Uzak durulması gereken beyazlar

Unu, şekeri ve tuzu hayatımızdan çıkarırken diğer beyazlara haksızlık etmeyelim.

Uzak durulması gereken beyazlar
Uzak durulması gereken beyazlar
GİRİŞ 19.03.2013 14:58 GÜNCELLEME 19.03.2013 14:58

Diyetisyen Ayşegül Bahar'a sağlıklı beslenmenin olmazsa olmazı  "beyazlar"ı sorduk. Hangisini nasıl ve ne kadar tüketmemiz gerektiğini  öğrendik.

Yumurta Anne sütünden sonra besleyici yönü en kuvvetli besin olan yumurtaya  yıllarca sırtımızı döndük. Kabahati kandaki kolesterol düzeyini  yükseltmesiydi... Son yıllarda yapılan çalışmalar ise yumurtanın sağlıklı  beslenme düzeni içinde yer alması gereken önemli bir besin öğesi  olduğunu gösterdi. Diyetisyen Ayşegül Bahar, yumurtada bulunan "kolin"in  vücuda girdiğinde "fosfotidil kolin"e dönüştüğünü belirterek, "Vücutta  yeterli fosfotidil kolin olmayınca karaciğerde hem yağ hem kolesterol  birikiyor" diyor. Kan yapımında kullanılan demir ve bağışıklık  sisteminin güçlendirilmesinde etkili olan selenyum açısından da zengin  olan yumurta, C vitamini dışında hemen hemen tüm vitaminleri içeriyor,  beynin fonksiyonlarını güçlendiriyor.

Süt Kan basıncını düşürüyor, içeriğindeki kalsiyum, fosfor, magnezyum ve  protein kemikleri koruyor. Günde iki-üç bardak süt içenlerde kolon  kanseri riski yüzde 54-63 oranında azalıyor. Öğünlerle beraber alınan  sütün, içindeki kalsiyum sayesinde, hem yağ emilimini azalttığı hem de  dışkı yoluyla yağ atımını artırdığını bildiren çalışmalar var.  İçeriğindeki triptofan adlı madde uyumaya yardımcı oluyor.

Ancak  içeriğindeki zararlı mikroorganizmaların yok edilmesi için sütün  pastörize olması önem taşıyor.

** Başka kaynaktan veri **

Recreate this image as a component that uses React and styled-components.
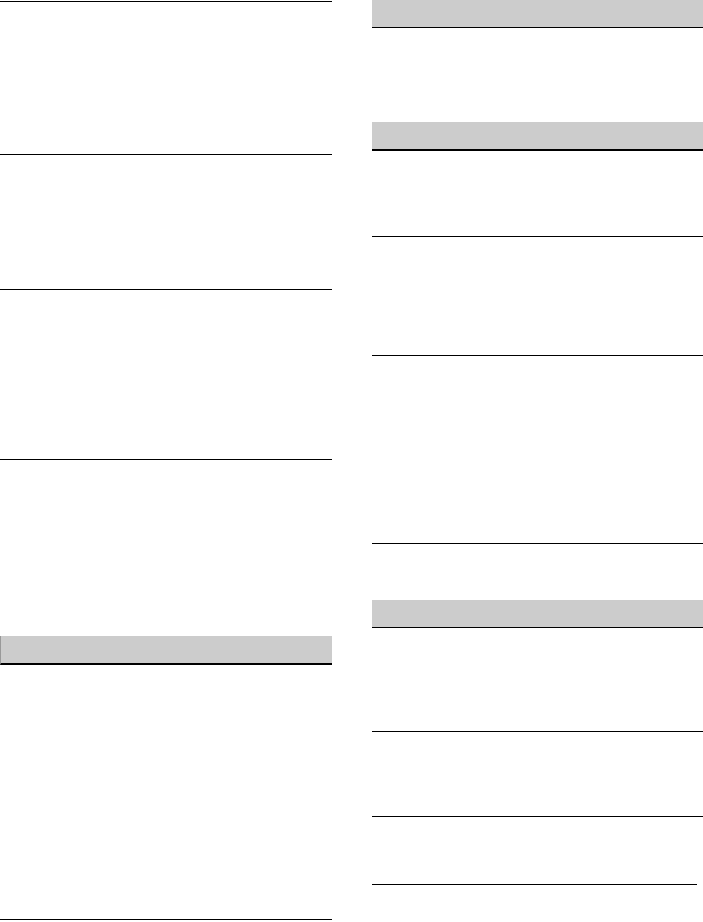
import React from 'react'
import styled, { createGlobalStyle } from 'styled-components'

const GlobalStyle = createGlobalStyle`
  html, body {
    margin: 0;
    padding: 0;
    background: #ffffff;
    font-family: "Liberation Sans", Arial, sans-serif;
  }
`

const Page = styled.div`
  display: flex;
  gap: 40px;
  width: 703px;
  height: 922px;
  overflow: hidden;
`

const Column = styled.div`
  display: flex;
  flex-direction: column;
  width: ${(p) => p.$w};
  flex: ${(p) => (p.$grow ? '1' : 'none')};
  padding-top: ${(p) => p.$top || 0}px;
`

const Block = styled.div`
  box-sizing: border-box;
  height: ${(p) => p.$h}px;
  margin-right: ${(p) => p.$inset || 0}px;
  border-top: ${(p) => (p.$ruled ? '1px solid #000' : 'none')};
`

const Header = styled.div`
  box-sizing: border-box;
  height: ${(p) => 27 + p.$rule}px;
  background: #cccccc;
  border-bottom: ${(p) => p.$rule}px solid #000;
  border-left: ${(p) => (p.$edge ? '1px solid #999' : 'none')};
`

const left = [
  { h: 153, ruled: true },
  { h: 135, ruled: true },
  { h: 170, ruled: true },
  { h: 177, ruled: true },
  { header: 2, edge: true },
  { h: 254 },
  { h: 3, ruled: true },
]

const right = [
  { header: 1 },
  { h: 94 },
  { header: 2 },
  { h: 85 },
  { h: 119, ruled: true },
  { h: 188, ruled: true },
  { h: 57, ruled: true },
  { header: 1 },
  { h: 103 },
  { h: 85, ruled: true },
  { h: 68, ruled: true },
  { h: 3, ruled: true, inset: 6 },
]

const renderParts = (parts) =>
  parts.map((part, i) =>
    part.header ? (
      <Header key={i} $rule={part.header} $edge={part.edge} />
    ) : (
      <Block key={i} $h={part.h} $ruled={part.ruled} $inset={part.inset} />
    )
  )

const App = () => {
  return (
    <>
      <GlobalStyle />
      <Page>
        <Column $w="332px" $top={1}>
          {renderParts(left)}
        </Column>
        <Column $grow>{renderParts(right)}</Column>
      </Page>
    </>
  )
}

export default App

Çocukların enerji ihtiyacı açısından iki  yaşına kadar yağlı süt içmeleri, daha büyüklerin yavaş yavaş yarım yağlı  süte geçmeleri, erişkinlerin ise az yağlı ve yağsız sütleri tercih  etmeleri öneriliyor.

Peynir İyi bir protein kaynağı, kalsiyum ve fosfor zengini olan peynir, ağızda  asit birikimini önlüyor. Tüm hayvansal besinlerde olduğu gibi  kansızlıkla mücadelede etkili olan B12 vitamininden de zengin... Laktoz  oranı çok düşük olduğu için laktoz intoleransı olanların rahatlıkla  tüketebilecekleri bir süt ürünü... Öncelikle kaynağının güvenilir olmasına  dikkat edilmesi gerekiyor. Yapımından sonra yeteri kadar bekletilmeyen  peynirler, kısırlığa kadar pek çok hastalığa neden olan brusella (Malta  humması) taşıyabiliyor. Açıkta satılan peynirler bu açıdan tehlikeli.

Sarımsak Protein, A, B, B2 ve C vitaminleri, kalsiyum, çinko ve potasyum yönünden  zengin... İçindeki kükürt bileşikleri bakteri, virüs mantar ve  parazitlerle mücadelede etkili... Sarımsağa kokusunu veren ve bir kükürt  bileşiği olan allisin, güçlü bir antibiyotik etki gösteriyor. Allisinin  ortaya çıkması için sarımsağın ezilmesi ya da doğranması gerekiyor. 

Doğadaki en fazla germanyum içeriği sarımsakta bulunuyor ve germanyumun  anti kanser etkisi bilim çevrelerince kabul görüyor. Sarımsak tüketmek  ayrıca kan basıncını ve kan şekerini düzenlemeye yardımcı oluyor. Ancak  sarmısağa kokusunu veren ve antibiyotik özelliği bulunan allisin,  piştikten sonra kayboluyor. Bu nedenle çiğ tüketilmesi daha faydalı.  Günde bir çay kaşığı sarımsak tüketimi öneriliyor. Aşırı tüketilmesi kan  basıncında aniden düşmeye neden olabiliyor.

Yoğurt İyi bir protein kaynağı olmasının yanı sıra A,B ve E vitaminleri ile  kalsiyum, fosfor ve magnezyum içeriği zengin... Süt şekerini laktik aside  çevirdiği için hem laktoz intoleransı olanların kullanabileceği bir  besin hem de süte göre şekerin aside dönüşmesi sebebiyle kalorisi daha  düşük. İçeriğindeki yararlı bakteriler sayesinde bağırsak dostu... 

Sütteki şeker ve peynirdeki tuz düşünüldüğünde bu gruptaki en iyi besin  olarak yoğurt öne çıkıyor. Yoğurt, kronik diyabet, ishal, gut ve  dizanteri gibi hastalıklara karşı tedavi edici, vücudu radyoaktiviteye  karşı koruyucu, tümör ve kanser oluşumunu önleyici özelliklere de sahip...  İçeriğindeki probiyotikler bağışıklığı güçlendiriyor.